(begin)

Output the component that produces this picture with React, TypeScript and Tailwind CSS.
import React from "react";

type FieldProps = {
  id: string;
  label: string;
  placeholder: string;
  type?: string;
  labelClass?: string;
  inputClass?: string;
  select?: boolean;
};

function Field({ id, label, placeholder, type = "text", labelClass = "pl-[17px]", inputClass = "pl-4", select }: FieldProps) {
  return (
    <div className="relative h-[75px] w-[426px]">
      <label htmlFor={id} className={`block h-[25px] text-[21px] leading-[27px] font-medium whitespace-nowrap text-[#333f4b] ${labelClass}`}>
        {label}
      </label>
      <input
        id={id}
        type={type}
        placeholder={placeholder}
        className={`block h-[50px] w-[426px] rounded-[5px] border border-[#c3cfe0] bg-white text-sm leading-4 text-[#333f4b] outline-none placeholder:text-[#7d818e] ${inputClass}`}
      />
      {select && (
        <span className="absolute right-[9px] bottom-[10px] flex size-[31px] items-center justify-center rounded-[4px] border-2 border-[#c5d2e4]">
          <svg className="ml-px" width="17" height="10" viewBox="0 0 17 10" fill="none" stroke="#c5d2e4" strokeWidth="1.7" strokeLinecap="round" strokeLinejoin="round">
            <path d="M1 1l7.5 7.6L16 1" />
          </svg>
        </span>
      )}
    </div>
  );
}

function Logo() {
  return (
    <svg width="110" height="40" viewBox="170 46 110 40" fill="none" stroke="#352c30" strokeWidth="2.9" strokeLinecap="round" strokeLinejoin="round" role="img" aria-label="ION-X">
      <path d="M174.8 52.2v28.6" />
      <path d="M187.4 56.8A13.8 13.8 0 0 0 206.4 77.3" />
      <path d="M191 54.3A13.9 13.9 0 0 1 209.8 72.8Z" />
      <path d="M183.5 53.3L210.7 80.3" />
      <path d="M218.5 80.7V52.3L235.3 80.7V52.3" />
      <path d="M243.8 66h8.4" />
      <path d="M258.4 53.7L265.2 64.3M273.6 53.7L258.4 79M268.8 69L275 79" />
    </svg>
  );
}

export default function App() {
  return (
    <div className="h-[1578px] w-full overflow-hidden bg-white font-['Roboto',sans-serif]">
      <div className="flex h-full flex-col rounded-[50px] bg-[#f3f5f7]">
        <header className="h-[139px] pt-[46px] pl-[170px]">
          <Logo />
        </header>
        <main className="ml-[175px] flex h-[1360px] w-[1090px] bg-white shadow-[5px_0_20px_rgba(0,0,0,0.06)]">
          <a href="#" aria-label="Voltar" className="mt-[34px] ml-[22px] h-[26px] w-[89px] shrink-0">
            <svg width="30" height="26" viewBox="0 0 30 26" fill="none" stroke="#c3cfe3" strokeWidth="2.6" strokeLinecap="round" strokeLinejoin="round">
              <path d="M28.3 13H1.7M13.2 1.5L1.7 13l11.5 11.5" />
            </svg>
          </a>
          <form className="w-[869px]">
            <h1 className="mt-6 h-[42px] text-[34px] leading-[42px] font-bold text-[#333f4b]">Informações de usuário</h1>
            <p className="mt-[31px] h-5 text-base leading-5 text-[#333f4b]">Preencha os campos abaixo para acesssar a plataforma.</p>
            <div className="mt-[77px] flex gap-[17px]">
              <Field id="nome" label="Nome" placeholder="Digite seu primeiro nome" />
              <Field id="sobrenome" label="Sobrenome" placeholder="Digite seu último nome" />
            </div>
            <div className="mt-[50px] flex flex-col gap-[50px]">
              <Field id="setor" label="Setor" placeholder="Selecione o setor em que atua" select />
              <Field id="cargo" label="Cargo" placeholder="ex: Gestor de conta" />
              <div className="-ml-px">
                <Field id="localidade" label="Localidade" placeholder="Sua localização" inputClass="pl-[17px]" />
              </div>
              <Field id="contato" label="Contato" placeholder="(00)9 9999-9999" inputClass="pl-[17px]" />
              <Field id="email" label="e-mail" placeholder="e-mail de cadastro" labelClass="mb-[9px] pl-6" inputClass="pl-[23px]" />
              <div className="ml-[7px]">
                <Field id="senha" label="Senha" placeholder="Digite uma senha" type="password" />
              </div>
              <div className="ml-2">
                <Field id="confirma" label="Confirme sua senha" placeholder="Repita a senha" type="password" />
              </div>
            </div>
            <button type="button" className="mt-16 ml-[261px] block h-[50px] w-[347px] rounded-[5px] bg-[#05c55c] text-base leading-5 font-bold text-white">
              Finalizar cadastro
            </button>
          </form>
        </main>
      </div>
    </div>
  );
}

(end)

> _Requirements_:
Extract the data in full. Keep it word for word.

> _Exercise answer_:
Output the component that produces this picture with React, TypeScript and Tailwind CSS.
import React from "react";

type FieldProps = {
  id: string;
  label: string;
  placeholder: string;
  type?: string;
  labelClass?: string;
  inputClass?: string;
  select?: boolean;
};

function Field({ id, label, placeholder, type = "text", labelClass = "pl-[17px]", inputClass = "pl-4", select }: FieldProps) {
  return (
    <div className="relative h-[75px] w-[426px]">
      <label htmlFor={id} className={`block h-[25px] text-[21px] leading-[27px] font-medium whitespace-nowrap text-[#333f4b] ${labelClass}`}>
        {label}
      </label>
      <input
        id={id}
        type={type}
        placeholder={placeholder}
        className={`block h-[50px] w-[426px] rounded-[5px] border border-[#c3cfe0] bg-white text-sm leading-4 text-[#333f4b] outline-none placeholder:text-[#7d818e] ${inputClass}`}
      />
      {select && (
        <span className="absolute right-[9px] bottom-[10px] flex size-[31px] items-center justify-center rounded-[4px] border-2 border-[#c5d2e4]">
          <svg className="ml-px" width="17" height="10" viewBox="0 0 17 10" fill="none" stroke="#c5d2e4" strokeWidth="1.7" strokeLinecap="round" strokeLinejoin="round">
            <path d="M1 1l7.5 7.6L16 1" />
          </svg>
        </span>
      )}
    </div>
  );
}

function Logo() {
  return (
    <svg width="110" height="40" viewBox="170 46 110 40" fill="none" stroke="#352c30" strokeWidth="2.9" strokeLinecap="round" strokeLinejoin="round" role="img" aria-label="ION-X">
      <path d="M174.8 52.2v28.6" />
      <path d="M187.4 56.8A13.8 13.8 0 0 0 206.4 77.3" />
      <path d="M191 54.3A13.9 13.9 0 0 1 209.8 72.8Z" />
      <path d="M183.5 53.3L210.7 80.3" />
      <path d="M218.5 80.7V52.3L235.3 80.7V52.3" />
      <path d="M243.8 66h8.4" />
      <path d="M258.4 53.7L265.2 64.3M273.6 53.7L258.4 79M268.8 69L275 79" />
    </svg>
  );
}

export default function App() {
  return (
    <div className="h-[1578px] w-full overflow-hidden bg-white font-['Roboto',sans-serif]">
      <div className="flex h-full flex-col rounded-[50px] bg-[#f3f5f7]">
        <header className="h-[139px] pt-[46px] pl-[170px]">
          <Logo />
        </header>
        <main className="ml-[175px] flex h-[1360px] w-[1090px] bg-white shadow-[5px_0_20px_rgba(0,0,0,0.06)]">
          <a href="#" aria-label="Voltar" className="mt-[34px] ml-[22px] h-[26px] w-[89px] shrink-0">
            <svg width="30" height="26" viewBox="0 0 30 26" fill="none" stroke="#c3cfe3" strokeWidth="2.6" strokeLinecap="round" strokeLinejoin="round">
              <path d="M28.3 13H1.7M13.2 1.5L1.7 13l11.5 11.5" />
            </svg>
          </a>
          <form className="w-[869px]">
            <h1 className="mt-6 h-[42px] text-[34px] leading-[42px] font-bold text-[#333f4b]">Informações de usuário</h1>
            <p className="mt-[31px] h-5 text-base leading-5 text-[#333f4b]">Preencha os campos abaixo para acesssar a plataforma.</p>
            <div className="mt-[77px] flex gap-[17px]">
              <Field id="nome" label="Nome" placeholder="Digite seu primeiro nome" />
              <Field id="sobrenome" label="Sobrenome" placeholder="Digite seu último nome" />
            </div>
            <div className="mt-[50px] flex flex-col gap-[50px]">
              <Field id="setor" label="Setor" placeholder="Selecione o setor em que atua" select />
              <Field id="cargo" label="Cargo" placeholder="ex: Gestor de conta" />
              <div className="-ml-px">
                <Field id="localidade" label="Localidade" placeholder="Sua localização" inputClass="pl-[17px]" />
              </div>
              <Field id="contato" label="Contato" placeholder="(00)9 9999-9999" inputClass="pl-[17px]" />
              <Field id="email" label="e-mail" placeholder="e-mail de cadastro" labelClass="mb-[9px] pl-6" inputClass="pl-[23px]" />
              <div className="ml-[7px]">
                <Field id="senha" label="Senha" placeholder="Digite uma senha" type="password" />
              </div>
              <div className="ml-2">
                <Field id="confirma" label="Confirme sua senha" placeholder="Repita a senha" type="password" />
              </div>
            </div>
            <button type="button" className="mt-16 ml-[261px] block h-[50px] w-[347px] rounded-[5px] bg-[#05c55c] text-base leading-5 font-bold text-white">
              Finalizar cadastro
            </button>
          </form>
        </main>
      </div>
    </div>
  );
}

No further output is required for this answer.